-- Begin --

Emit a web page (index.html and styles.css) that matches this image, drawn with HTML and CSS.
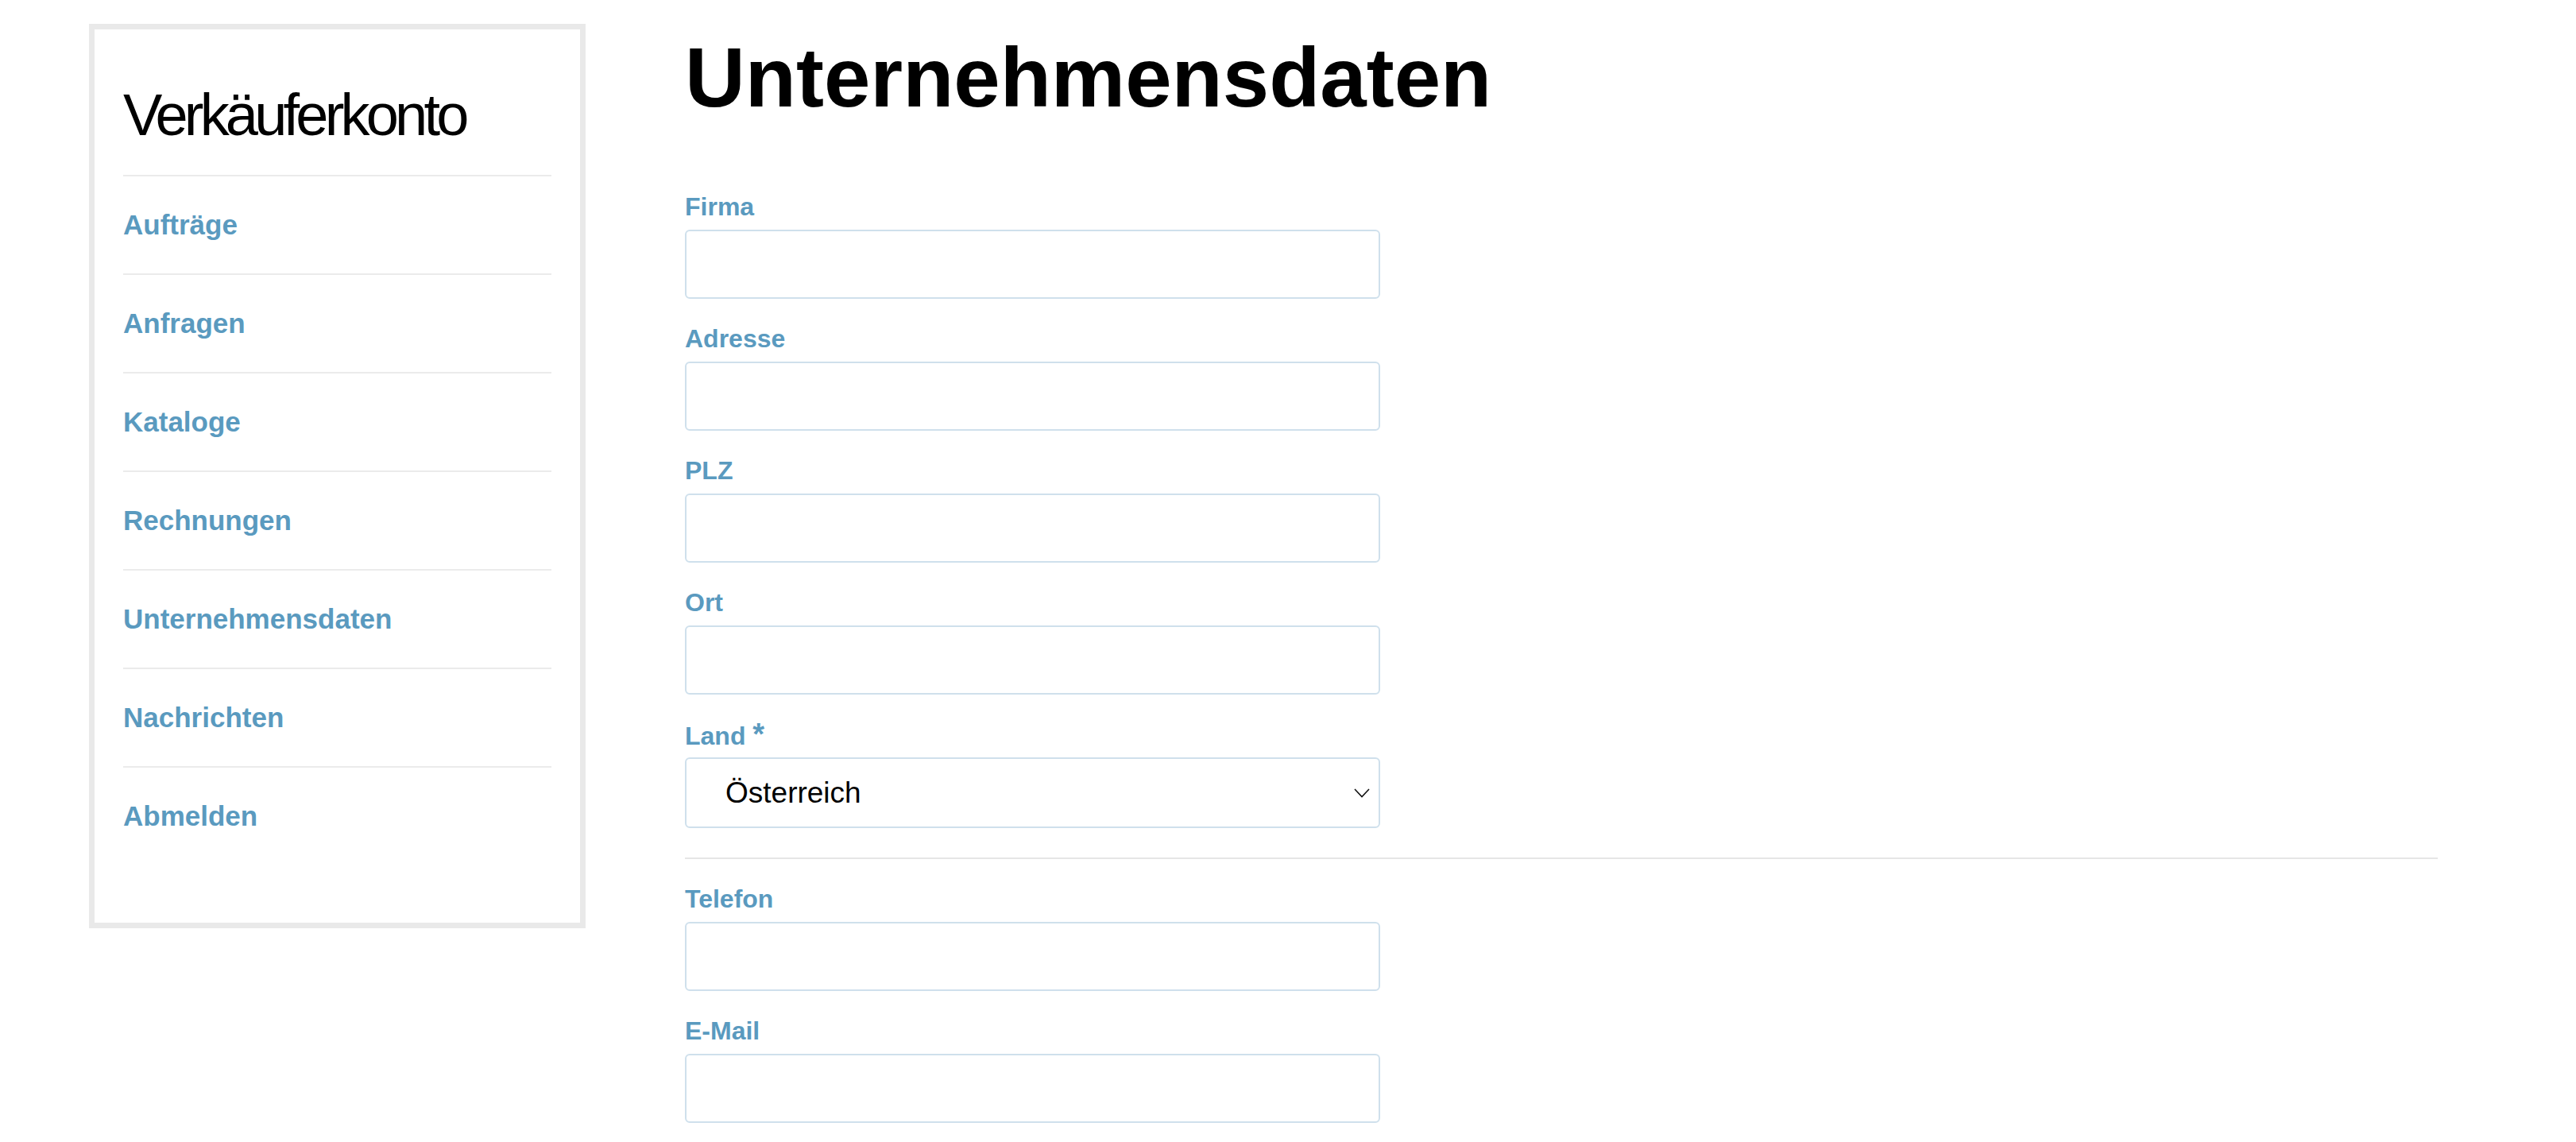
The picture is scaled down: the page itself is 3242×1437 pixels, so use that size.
FILE: index.html
```html
<!DOCTYPE html>
<html lang="de">
<head>
<meta charset="utf-8">
<title>Unternehmensdaten</title>
<link rel="stylesheet" href="styles.css">
</head>
<body>
<div class="page">
  <aside class="sidebar">
    <h2 class="sidebar-title">Verkäuferkonto</h2>
    <ul class="nav">
      <li class="nav-item"><a href="#">Aufträge</a></li>
      <li class="nav-item"><a href="#">Anfragen</a></li>
      <li class="nav-item"><a href="#">Kataloge</a></li>
      <li class="nav-item"><a href="#">Rechnungen</a></li>
      <li class="nav-item"><a href="#">Unternehmensdaten</a></li>
      <li class="nav-item"><a href="#">Nachrichten</a></li>
      <li class="nav-item"><a href="#">Abmelden</a></li>
    </ul>
  </aside>
  <main class="main">
    <h1 class="heading">Unternehmensdaten</h1>
    <form class="form">
      <div class="field">
        <label class="label" for="firma">Firma</label>
        <input class="input" id="firma" type="text">
      </div>
      <div class="field">
        <label class="label" for="adresse">Adresse</label>
        <input class="input" id="adresse" type="text">
      </div>
      <div class="field">
        <label class="label" for="plz">PLZ</label>
        <input class="input" id="plz" type="text">
      </div>
      <div class="field">
        <label class="label" for="ort">Ort</label>
        <input class="input" id="ort" type="text">
      </div>
      <div class="field">
        <label class="label" for="land">Land <span class="req">*</span></label>
        <div class="select-wrap">
          <select class="input select" id="land">
            <option>Österreich</option>
            <option>Deutschland</option>
            <option>Schweiz</option>
          </select>
          <svg class="chevron" width="20" height="12" viewBox="0 0 20 12" aria-hidden="true">
            <path d="M1 1 L10 10.5 L19 1" fill="none" stroke="#111" stroke-width="1.6"/>
          </svg>
        </div>
      </div>
      <div class="divider"></div>
      <div class="field">
        <label class="label" for="telefon">Telefon</label>
        <input class="input" id="telefon" type="text">
      </div>
      <div class="field">
        <label class="label" for="email">E-Mail</label>
        <input class="input" id="email" type="email">
      </div>
    </form>
  </main>
</div>
</body>
</html>
```

FILE: styles.css
```css
html, body {
  margin: 0;
  padding: 0;
  background: #ffffff;
}

body {
  font-family: "Liberation Sans", Arial, sans-serif;
  color: #000;
}

.page {
  display: flex;
  align-items: flex-start;
  gap: 125px;
  padding: 30px 0 0 112px;
}

.sidebar {
  flex: 0 0 auto;
  width: 625px;
  box-sizing: border-box;
  border: 7px solid #e9e9e9;
  padding: 65px 36px 73px 36px;
  background: #fff;
}

.sidebar-title {
  margin: 0 0 33px 0;
  font-size: 74px;
  font-weight: normal;
  line-height: 85px;
  letter-spacing: -4.8px;
  color: #000;
}

.nav {
  list-style: none;
  margin: 0;
  padding: 0;
}

.nav-item {
  border-top: 2px solid #ebebeb;
  padding: 40px 0;
  font-size: 35px;
  line-height: 42px;
  height: 42px;
}

.nav-item a {
  font-size: 35px;
  font-weight: bold;
  color: #5a9abf;
  text-decoration: none;
}

.main {
  flex: 0 0 auto;
  width: 2206px;
  padding-top: 8px;
}

.heading {
  margin: 0 0 84px 0;
  font-size: 105px;
  font-weight: bold;
  line-height: 120px;
  color: #000;
}

.form {
  margin: 0;
}

.field {
  margin-bottom: 32px;
}

.label {
  display: block;
  margin-bottom: 10px;
  font-size: 32px;
  font-weight: bold;
  line-height: 37px;
  height: 37px;
  color: #5a9abf;
}

.req {
  font-size: 38px;
  font-weight: bold;
  line-height: 37px;
}

.input {
  display: block;
  width: 875px;
  height: 87px;
  box-sizing: border-box;
  border: 2px solid #cfe0ec;
  border-radius: 6px;
  background: #fff;
  margin: 0;
  padding: 0 20px;
  font-family: "Liberation Sans", Arial, sans-serif;
  font-size: 37px;
  color: #000;
  outline: none;
}

.select-wrap {
  position: relative;
  width: 875px;
}

.select {
  appearance: none;
  -webkit-appearance: none;
  height: 89px;
  padding-left: 49px;
}

.chevron {
  position: absolute;
  right: 13px;
  top: 39px;
  pointer-events: none;
}

.divider {
  width: 2206px;
  border-top: 2px solid #e6e6e6;
  margin: 37px 0 32px 0;
}
```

-- End --

** What the task requires **
Print the listing above in full, exactly as written. Omit any pictures.

** Answer to the exercise **
Emit a web page (index.html and styles.css) that matches this image, drawn with HTML and CSS.
The picture is scaled down: the page itself is 3242×1437 pixels, so use that size.
FILE: index.html
```html
<!DOCTYPE html>
<html lang="de">
<head>
<meta charset="utf-8">
<title>Unternehmensdaten</title>
<link rel="stylesheet" href="styles.css">
</head>
<body>
<div class="page">
  <aside class="sidebar">
    <h2 class="sidebar-title">Verkäuferkonto</h2>
    <ul class="nav">
      <li class="nav-item"><a href="#">Aufträge</a></li>
      <li class="nav-item"><a href="#">Anfragen</a></li>
      <li class="nav-item"><a href="#">Kataloge</a></li>
      <li class="nav-item"><a href="#">Rechnungen</a></li>
      <li class="nav-item"><a href="#">Unternehmensdaten</a></li>
      <li class="nav-item"><a href="#">Nachrichten</a></li>
      <li class="nav-item"><a href="#">Abmelden</a></li>
    </ul>
  </aside>
  <main class="main">
    <h1 class="heading">Unternehmensdaten</h1>
    <form class="form">
      <div class="field">
        <label class="label" for="firma">Firma</label>
        <input class="input" id="firma" type="text">
      </div>
      <div class="field">
        <label class="label" for="adresse">Adresse</label>
        <input class="input" id="adresse" type="text">
      </div>
      <div class="field">
        <label class="label" for="plz">PLZ</label>
        <input class="input" id="plz" type="text">
      </div>
      <div class="field">
        <label class="label" for="ort">Ort</label>
        <input class="input" id="ort" type="text">
      </div>
      <div class="field">
        <label class="label" for="land">Land <span class="req">*</span></label>
        <div class="select-wrap">
          <select class="input select" id="land">
            <option>Österreich</option>
            <option>Deutschland</option>
            <option>Schweiz</option>
          </select>
          <svg class="chevron" width="20" height="12" viewBox="0 0 20 12" aria-hidden="true">
            <path d="M1 1 L10 10.5 L19 1" fill="none" stroke="#111" stroke-width="1.6"/>
          </svg>
        </div>
      </div>
      <div class="divider"></div>
      <div class="field">
        <label class="label" for="telefon">Telefon</label>
        <input class="input" id="telefon" type="text">
      </div>
      <div class="field">
        <label class="label" for="email">E-Mail</label>
        <input class="input" id="email" type="email">
      </div>
    </form>
  </main>
</div>
</body>
</html>
```

FILE: styles.css
```css
html, body {
  margin: 0;
  padding: 0;
  background: #ffffff;
}

body {
  font-family: "Liberation Sans", Arial, sans-serif;
  color: #000;
}

.page {
  display: flex;
  align-items: flex-start;
  gap: 125px;
  padding: 30px 0 0 112px;
}

.sidebar {
  flex: 0 0 auto;
  width: 625px;
  box-sizing: border-box;
  border: 7px solid #e9e9e9;
  padding: 65px 36px 73px 36px;
  background: #fff;
}

.sidebar-title {
  margin: 0 0 33px 0;
  font-size: 74px;
  font-weight: normal;
  line-height: 85px;
  letter-spacing: -4.8px;
  color: #000;
}

.nav {
  list-style: none;
  margin: 0;
  padding: 0;
}

.nav-item {
  border-top: 2px solid #ebebeb;
  padding: 40px 0;
  font-size: 35px;
  line-height: 42px;
  height: 42px;
}

.nav-item a {
  font-size: 35px;
  font-weight: bold;
  color: #5a9abf;
  text-decoration: none;
}

.main {
  flex: 0 0 auto;
  width: 2206px;
  padding-top: 8px;
}

.heading {
  margin: 0 0 84px 0;
  font-size: 105px;
  font-weight: bold;
  line-height: 120px;
  color: #000;
}

.form {
  margin: 0;
}

.field {
  margin-bottom: 32px;
}

.label {
  display: block;
  margin-bottom: 10px;
  font-size: 32px;
  font-weight: bold;
  line-height: 37px;
  height: 37px;
  color: #5a9abf;
}

.req {
  font-size: 38px;
  font-weight: bold;
  line-height: 37px;
}

.input {
  display: block;
  width: 875px;
  height: 87px;
  box-sizing: border-box;
  border: 2px solid #cfe0ec;
  border-radius: 6px;
  background: #fff;
  margin: 0;
  padding: 0 20px;
  font-family: "Liberation Sans", Arial, sans-serif;
  font-size: 37px;
  color: #000;
  outline: none;
}

.select-wrap {
  position: relative;
  width: 875px;
}

.select {
  appearance: none;
  -webkit-appearance: none;
  height: 89px;
  padding-left: 49px;
}

.chevron {
  position: absolute;
  right: 13px;
  top: 39px;
  pointer-events: none;
}

.divider {
  width: 2206px;
  border-top: 2px solid #e6e6e6;
  margin: 37px 0 32px 0;
}
```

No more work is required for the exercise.